Okullarla alabileceğimiz önlemler:
- Şüphesiz ki eğitim kurumları bir ülkenin kaleleridir. Ağaç yaşken eğilir, ne ekersen onu biçersen gibi atasözleri de bunu oldukça net şekilde açıklar. Geleceği kurtarmak istiyorsak gelecektekileri şimdiden eğitmemiz gerekir, şuan okullarda nasıl bir eğitim veriliyor fazla bilgi sahibi olmasam da bizdeki gibi bir eğitim olmadığını düşünüyorum. Yeni nesil bomba gibi geliyor normalde ama bizimkiler biraz el bombası gibi sanki, bize ise atom bombaları lazım. Hareketleriyle, aksiyonlarıyla geleceği kökten değiştirebilecek bireyler olması gerekli. Bunu da en güzel eğitim kurumlarında başarabiliriz. Tüm derslerin yanında bir de hayatın gerçeklerine dair bir ders olmalı ve bu dersin için su tasarrufu ciddi şekilde anlatılmalı ve aktarılmalı. Bu da geleceği gerçekten etkileyecek bir yöntem olabilir.

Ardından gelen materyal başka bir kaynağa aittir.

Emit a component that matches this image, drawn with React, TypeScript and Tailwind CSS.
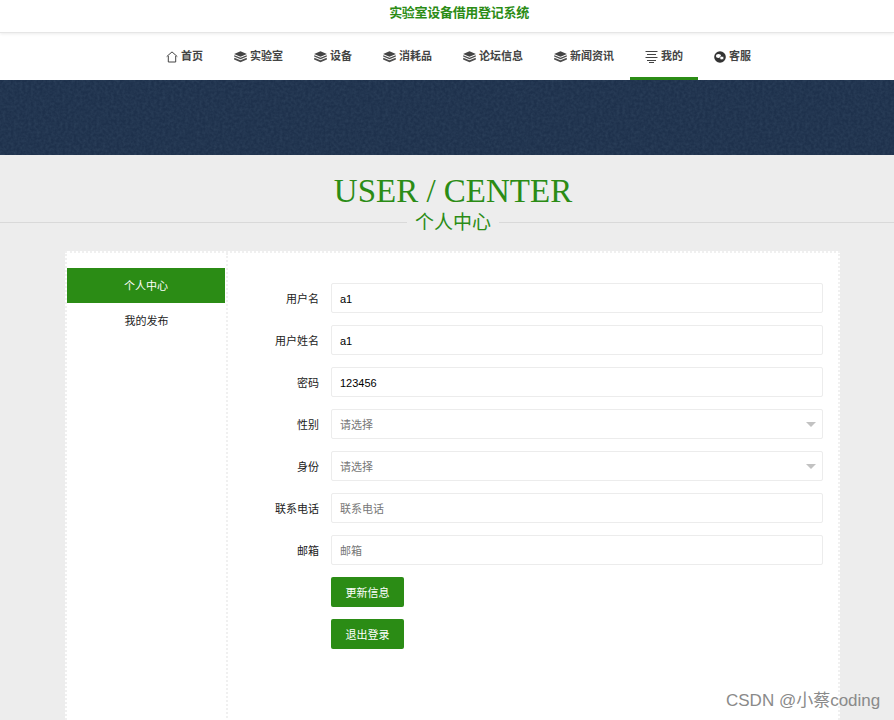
const GREEN = 'bg-[#2b8c15]';

const StackIcon = () => (
  <svg width="13" height="12" viewBox="0 0 13 12" className="shrink-0">
    <path d="M6.5 0.3 L12.9 3 L6.5 5.7 L0.1 3 Z" fill="#444" />
    <path d="M0.3 4.2 L6.5 6.8 L12.7 4.2 L12.9 5.6 L6.5 8.2 L0.1 5.6 Z" fill="#4d4d4d" />
    <path d="M0.3 6.7 L6.5 9.3 L12.7 6.7 L12.9 8.4 L6.5 11.2 L0.1 8.4 Z" fill="#4d4d4d" />
  </svg>
);

const HomeIcon = () => (
  <svg width="12" height="12" viewBox="0 0 12 12" fill="none" stroke="#444" strokeWidth="1" className="shrink-0">
    <path d="M0.7 5.6 L6 0.9 L11.3 5.6 M2.3 5 V11 H9.7 V5" />
  </svg>
);

const MenuIcon = () => (
  <svg width="13" height="13" viewBox="0 0 13 13" stroke="#444" strokeWidth="1" className="shrink-0">
    <path d="M0.5 1.5 H12.5 M2 4.5 H11 M0.5 7.5 H12.5 M2 10.5 H11 M4 12.5 H9" />
  </svg>
);

const ChatIcon = () => (
  <svg width="12" height="12" viewBox="0 0 12 12" className="shrink-0">
    <circle cx="6" cy="6" r="5.8" fill="#333" />
    <ellipse cx="4.5" cy="5" rx="2.6" ry="2.1" fill="#fff" />
    <ellipse cx="7.8" cy="7" rx="2.1" ry="1.7" fill="#fff" stroke="#333" strokeWidth="0.6" />
  </svg>
);

const navItems = [
  { label: '首页', icon: <HomeIcon /> },
  { label: '实验室', icon: <StackIcon /> },
  { label: '设备', icon: <StackIcon /> },
  { label: '消耗品', icon: <StackIcon /> },
  { label: '论坛信息', icon: <StackIcon /> },
  { label: '新闻资讯', icon: <StackIcon /> },
  { label: '我的', icon: <MenuIcon />, active: true },
  { label: '客服', icon: <ChatIcon /> },
];

const fields = [
  { label: '用户名', value: 'a1' },
  { label: '用户姓名', value: 'a1' },
  { label: '密码', value: '123456' },
  { label: '性别', placeholder: '请选择', select: true },
  { label: '身份', placeholder: '请选择', select: true },
  { label: '联系电话', placeholder: '联系电话' },
  { label: '邮箱', placeholder: '邮箱' },
];

const FormRow = ({ label, value, placeholder, select }: { label: string; value?: string; placeholder?: string; select?: boolean }) => (
  <div className="flex items-center mb-3">
    <label className="w-[91px] pt-[2px] text-right text-[11px] text-[#222] mr-3">{label}</label>
    <div className="relative flex-1 h-[30px] bg-white border border-[#ececec] rounded-[2px] px-2 pt-[2px] flex items-center text-[11px]">
      {value ? <span className="text-black">{value}</span> : <span className="text-[#777]">{placeholder}</span>}
      {select && (
        <span className="absolute right-[6px] top-[12px] w-0 h-0 border-x-[5px] border-x-transparent border-t-[5px] border-t-[#c2c2c2]" />
      )}
    </div>
  </div>
);

export default function App() {
  return (
    <div
      className="relative h-[720px] overflow-hidden bg-[#ededed]"
      style={{ fontFamily: '"Liberation Sans", "Noto Sans CJK SC", sans-serif' }}
    >
      {/* Title */}
      <div className="relative h-[33px] pl-[24px] bg-white border-b border-[#e6e6e6] shadow-[0_1px_3px_rgba(0,0,0,0.08)] text-center text-[13px] tracking-[-0.3px] font-bold text-[#2b8c15] leading-[26px]">
        实验室设备借用登记系统
      </div>

      {/* Nav */}
      <nav className="h-[47px] bg-white flex justify-center pl-[24px]">
        {navItems.map((item) => (
          <div
            key={item.label}
            className="relative h-full flex items-center gap-[3px] px-[15px] mr-[1px] text-[11px] font-bold text-[#444]"
          >
            {item.icon}
            <span>{item.label}</span>
            {item.active && <span className="absolute left-0 right-0 bottom-0 h-[3px] bg-[#2b8c15]" />}
          </div>
        ))}
      </nav>

      {/* Banner */}
      <div className="relative h-[75px] bg-[#1e314c] overflow-hidden">
        <svg width="894" height="75" className="block">
          <filter id="banner-noise">
            <feTurbulence type="fractalNoise" baseFrequency="0.35" numOctaves="2" seed="4" />
            <feColorMatrix values="0 0 0 0 0.08  0 0 0 0 0.14  0 0 0 0 0.22  0 0 0 0.4 -0.12" />
          </filter>
          <rect width="894" height="75" filter="url(#banner-noise)" />
        </svg>
      </div>

      {/* Heading */}
      <div className="text-center text-[#2b8c15] h-[96px] relative pl-[12px]">
        <div className="absolute left-0 right-0 top-[67px] h-px bg-[#d9d9d9]" />
        <h1 className="pt-[16px] text-[33px] leading-[40px]" style={{ fontFamily: '"Liberation Serif", serif' }}>
          USER / CENTER
        </h1>
        <h2 className="relative inline-block bg-[#ededed] px-2 text-[19px] leading-[22px] mt-px">个人中心</h2>
      </div>

      {/* Card */}
      <div className="ml-[65px] w-[775px] h-[600px] bg-white border-2 border-dotted border-[#f0f0f0] flex">
        <aside className="w-[161px] border-r-2 border-dotted border-[#f0f0f0] pt-[15px] shrink-0">
          <div className={`h-[35px] w-[158px] pt-px ${GREEN} text-white text-[11px] flex items-center justify-center`}>个人中心</div>
          <div className="h-[35px] mt-px text-[#222] text-[11px] flex items-center justify-center">我的发布</div>
        </aside>
        <main className="flex-1 pt-[30px] pr-[15px]">
          {fields.map((f) => (
            <FormRow key={f.label} {...f} />
          ))}
          <button className={`block ml-[103px] mb-3 w-[73px] h-[30px] pt-[2px] ${GREEN} text-white text-[11px] rounded-[2px]`}>更新信息</button>
          <button className={`block ml-[103px] w-[73px] h-[30px] pt-[2px] ${GREEN} text-white text-[11px] rounded-[2px]`}>退出登录</button>
        </main>
      </div>

      {/* Watermark */}
      <div className="absolute left-[726px] top-[690px] text-[17px] leading-[22px] text-[#8a8a8a] whitespace-nowrap">CSDN @小蔡coding</div>
    </div>
  );
}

Yerel yönetimlerin yapabilecekleri:
- Suyu en çok israf ettiğimiz yer şüphesiz ki evlerimizdir. Tüm evleri toplu halde ele aldığımızda ise yapılan israf gerçekten içler acısıdır. Bunun için yerel yönetimler bazı uygulamalarda bulunabilir. Bunlardan birisi şehirdeki neredeyse her eve akıllı (sensörlü) musluklar takmak olabilir. Her ev için 3 adet sensörlü musluk kurulumu ciddi oranda bir su tasarrufu sağlayacaktır. Halkımızın konuyu suistimal edip daha sonrasında bu muslukları satma girişiminde bulunması ise olması en muhtemel şeylerden, bu yüzden bir de denetim organı olması gerekiyor. Bu denetim organı için eve girmek şart değil, aylık tüketimde azalma olmaması durumunda yerinde kontrol uygulanabilir. (Düşününce ne kadar güzel bir aksiyon olur ama neyse hayallere dalmayalım, biz Japonya değiliz keza onlar bu konularda yeterince eğitimli oldukları için böyle aksiyonlara gerek duymuyorlar.
- Yerel yönetimlerin yapabileceği başka bir tasarruf yöntemi ise kota uygulaması olabilir. Bir ailenin ortalama aylık su giderini metreküp cinsinden belirleyip aşması durumunda faturalandırmada biraz daha fazla ödemesini sağlayabilir. Tabii ki gerçekten aylık su ortalamasını hesaplayarak, varın görün bizim yerel yönetimler daha fazla su tasarrufundan ziyade daha fazla para kazanmayı hedefleyeceği için herkes daha düşük su tüketimi yapsa da daha fazla fatura öder o yüzden biz bu topa hiç girmeyelim.
Bu yazı hızlı bir şekilde, sitede ilk metin girdisi oluşması için imla kuralları, paragraf bütünlüklerine dikkat edilmeyerek yazıldı. Anlayışınız için teşekkür ederim.